The Carmel Board of Zoning Appeals on Jan. 23 narrowly approved a special exception to allow a group home on Horseshoe Lane in the Woodland Springs neighborhood.
The home, which is undergoing interior renovations but no significant exterior changes, will house eight seniors with disabilities. Two caretakers will be on-site during the day, and one will be on duty overnight, but they will not live on-site.
“Our proposal will give Carmel residents the option to live within the neighborhood setting to which they are accustomed and which they desire,” said Jennifer Piccione, who purchased the home with two business partners.
The 3-2 vote came after an hour of discussion that grew contentious at times. After three nearby residents urged the BZA to deny the exception because they didn’t feel the location was appropriate for a group home, Sarah Jane Hunt, an attorney speaking on behalf of Piccione, drew disapproval from much of the audience after she compared the remonstrators’ feedback to past instances of racial discrimination.
“The not-in-my-backyard mentality is what kept our neighborhoods segregated for decades,” she said, noting that federal law ensures people with disabilities have housing options and aren’t forced to move into an institution.
BZA members Leo Dierckman, who became board president earlier in the meeting, and Alan Potasnik voted against granting the exception.
Dierckman said it was the petitioners’ own claims about the project that convinced him to vote against it.
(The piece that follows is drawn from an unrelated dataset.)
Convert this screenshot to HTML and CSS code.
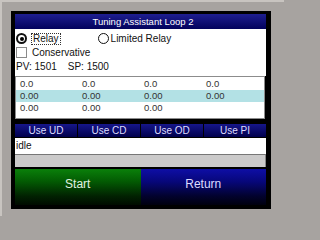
FILE: index.html
```html
<!DOCTYPE html>
<html>
<head>
<meta charset="utf-8">
<link rel="stylesheet" href="styles.css">
</head>
<body>
<div class="bezel">
  <div class="panel">
    <div class="title">Tuning Assistant Loop 2</div>
    <div class="settings">
      <div class="row radios">
        <div class="opt"><span class="radio on"></span><span class="label focus">Relay</span></div>
        <div class="opt opt2"><span class="radio"></span><span class="label">Limited Relay</span></div>
      </div>
      <div class="row checks">
        <span class="check"></span><span class="label">Conservative</span>
      </div>
      <div class="row pv">
        <span>PV: 1501</span><span class="sp">SP: 1500</span>
      </div>
    </div>
    <div class="table">
      <div class="trow"><span>0.0</span><span>0.0</span><span>0.0</span><span>0.0</span></div>
      <div class="trow hl"><span>0.00</span><span>0.00</span><span>0.00</span><span>0.00</span></div>
      <div class="trow"><span>0.00</span><span>0.00</span><span>0.00</span><span></span></div>
    </div>
    <div class="usebar">
      <div class="usebtn">Use UD</div>
      <div class="usebtn">Use CD</div>
      <div class="usebtn">Use OD</div>
      <div class="usebtn">Use PI</div>
    </div>
    <div class="status">idle</div>
    <div class="status2"></div>
    <div class="actions">
      <div class="btn start">Start</div>
      <div class="btn return">Return</div>
    </div>
  </div>
</div>
</body>
</html>
```

FILE: styles.css
```css
html, body {
  margin: 0;
  padding: 0;
  background: #a7a3a0;
  font-family: "Liberation Sans", Arial, sans-serif;
}

.bezel {
  width: 284px;
  height: 216px;
  box-sizing: border-box;
  padding: 9px 13px 7px 9px;
  background: #a7a3a0;
  border-left: 2px solid #c8c4c0;
  border-top: 2px solid #c8c4c0;
}

.panel {
  width: 260px;
  height: 198px;
  box-sizing: border-box;
  padding: 3px 5px 4px 4px;
  background: #000;
  display: flex;
  flex-direction: column;
}

.title {
  height: 15px;
  line-height: 15px;
  background: linear-gradient(#1e1e90, #02025c);
  color: #fff;
  font-size: 9.5px;
  text-align: center;
  padding-left: 5px;
}

.settings {
  height: 47px;
  box-sizing: border-box;
  background: #fff;
  padding: 4px 0 0 1px;
  display: flex;
  flex-direction: column;
  font-size: 10px;
  color: #111;
}

.row {
  display: flex;
  align-items: center;
}

.radios {
  height: 11px;
}

.opt {
  display: flex;
  align-items: center;
}

.opt2 {
  margin-left: 37px;
}

.radio {
  width: 11px;
  height: 11px;
  box-sizing: border-box;
  border: 1px solid #111;
  border-radius: 50%;
  background: #fff;
  position: relative;
}

.radio.on {
  border-width: 2px;
}

.radio.on::after {
  content: "";
  position: absolute;
  left: 1.5px;
  top: 1.5px;
  width: 4px;
  height: 4px;
  border-radius: 50%;
  background: #000;
}

.label {
  line-height: 11px;
}

.opt .label {
  margin-left: 2px;
}

.focus {
  margin-left: 4px !important;
  padding: 0 1px;
  border: 1px dotted #333;
  line-height: 10px;
}

.checks {
  margin-top: 3px;
  height: 11px;
}

.check {
  width: 11px;
  height: 11px;
  box-sizing: border-box;
  border: 1px solid #8a8a8a;
  background: #fff;
}

.checks .label {
  margin-left: 5px;
}

.pv {
  margin-top: 4px;
  height: 10px;
  line-height: 10px;
}

.sp {
  margin-left: 11px;
}

.table {
  height: 43px;
  box-sizing: border-box;
  background: #fff;
  border: 1px solid #8c8c8c;
  padding-top: 1px;
  margin-right: 1px;
}

.trow {
  display: grid;
  grid-template-columns: repeat(4, 1fr);
  height: 12px;
  line-height: 12px;
  font-size: 9.5px;
  color: #333;
}

.trow span {
  padding-left: 4px;
}

.trow.hl {
  background: #b3e1e5;
}

.usebar {
  margin-top: 5px;
  height: 13px;
  display: flex;
  gap: 1px;
}

.usebtn {
  flex: 1;
  background: linear-gradient(#16168a, #00004c);
  color: #dedcff;
  font-size: 10px;
  line-height: 13px;
  text-align: center;
}

.status {
  margin-top: 1px;
  height: 16px;
  line-height: 15px;
  background: #fff;
  font-size: 10px;
  color: #111;
  padding-left: 1px;
}

.status2 {
  height: 13px;
  box-sizing: border-box;
  background: #cbcaca;
  border-top: 1px solid #777;
  border-right: 1px solid #888;
}

.actions {
  margin-top: 2px;
  height: 36px;
  display: flex;
}

.btn {
  flex: 1;
  font-size: 12px;
  line-height: 31px;
  text-align: center;
}

.start {
  background: linear-gradient(#0a800a, #035a03 35%, #012201 75%, #000a00);
  color: #e2f2e2;
}

.return {
  background: linear-gradient(#0e0ea6, #07077a 35%, #02022e 75%, #00000e);
  color: #dcdcff;
}
```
He took issue with their statement that eight people most recently lived in the home after two neighbors said that wasn’t the case. He also said their attempts to compare the group home to Story Cottage – a group home for memory-impaired seniors in east Carmel – demonstrated possible shortcomings with the Horseshoe Lane plan rather than supported it.
“Your arguments in your findings of fact don’t jive with the way you want us to rule,” Dierckman said. “In fact, they argue against your request.”
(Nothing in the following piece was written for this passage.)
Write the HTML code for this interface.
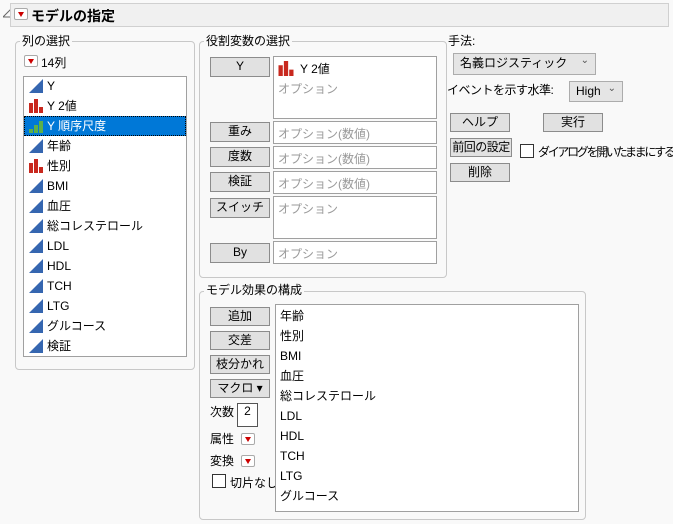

Board members James Hawkins, Brad Grabow and Leah York, a new BZA appointment participating in her first meeting, voted to grant the exception.
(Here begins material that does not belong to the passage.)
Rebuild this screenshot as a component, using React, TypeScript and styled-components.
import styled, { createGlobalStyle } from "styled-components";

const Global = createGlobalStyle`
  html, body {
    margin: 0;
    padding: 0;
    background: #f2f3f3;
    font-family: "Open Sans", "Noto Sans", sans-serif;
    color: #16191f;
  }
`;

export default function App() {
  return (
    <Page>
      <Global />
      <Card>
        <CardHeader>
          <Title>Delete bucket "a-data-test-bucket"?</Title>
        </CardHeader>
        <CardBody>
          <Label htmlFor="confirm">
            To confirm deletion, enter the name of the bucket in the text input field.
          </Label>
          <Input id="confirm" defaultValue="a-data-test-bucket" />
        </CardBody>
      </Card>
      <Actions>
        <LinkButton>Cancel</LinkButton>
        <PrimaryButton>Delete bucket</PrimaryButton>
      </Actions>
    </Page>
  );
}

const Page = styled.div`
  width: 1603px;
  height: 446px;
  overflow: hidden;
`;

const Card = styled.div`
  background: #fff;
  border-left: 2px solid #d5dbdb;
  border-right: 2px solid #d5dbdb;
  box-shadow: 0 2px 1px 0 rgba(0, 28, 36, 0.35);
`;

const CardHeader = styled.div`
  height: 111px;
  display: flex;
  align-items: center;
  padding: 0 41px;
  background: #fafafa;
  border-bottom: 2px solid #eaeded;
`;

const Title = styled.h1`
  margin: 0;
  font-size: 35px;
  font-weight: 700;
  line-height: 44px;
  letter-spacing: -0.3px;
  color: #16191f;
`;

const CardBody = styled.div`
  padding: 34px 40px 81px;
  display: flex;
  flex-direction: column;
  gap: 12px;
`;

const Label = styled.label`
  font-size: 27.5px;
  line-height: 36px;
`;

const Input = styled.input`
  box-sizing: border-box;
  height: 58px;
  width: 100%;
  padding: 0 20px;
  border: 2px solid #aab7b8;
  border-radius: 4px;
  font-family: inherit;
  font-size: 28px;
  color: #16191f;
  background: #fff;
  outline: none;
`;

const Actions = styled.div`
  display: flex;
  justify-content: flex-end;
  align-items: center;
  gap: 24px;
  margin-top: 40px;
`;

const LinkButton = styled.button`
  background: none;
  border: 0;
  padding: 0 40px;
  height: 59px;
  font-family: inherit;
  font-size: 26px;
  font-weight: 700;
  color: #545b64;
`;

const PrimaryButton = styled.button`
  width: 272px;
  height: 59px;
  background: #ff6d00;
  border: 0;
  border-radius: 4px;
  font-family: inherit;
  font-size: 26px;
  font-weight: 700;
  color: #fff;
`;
“(Group homes) blend into the community,” Hawkins said. “It’s a trend that’s going to give seniors an alternative place to live. It’s probably a bit newer to our community, but it is out there, and it has been prominent in the Midwest for quite a while.”
The exception will be valid for five years and must come before the BZA to be renewed.
The state of Indiana considers group homes to be residences, not commercial properties, even if they are owned by a for-profit business. The Americans with Disabilities Act provides federal protection for group homes, and local governments are limited in how they can regulate them.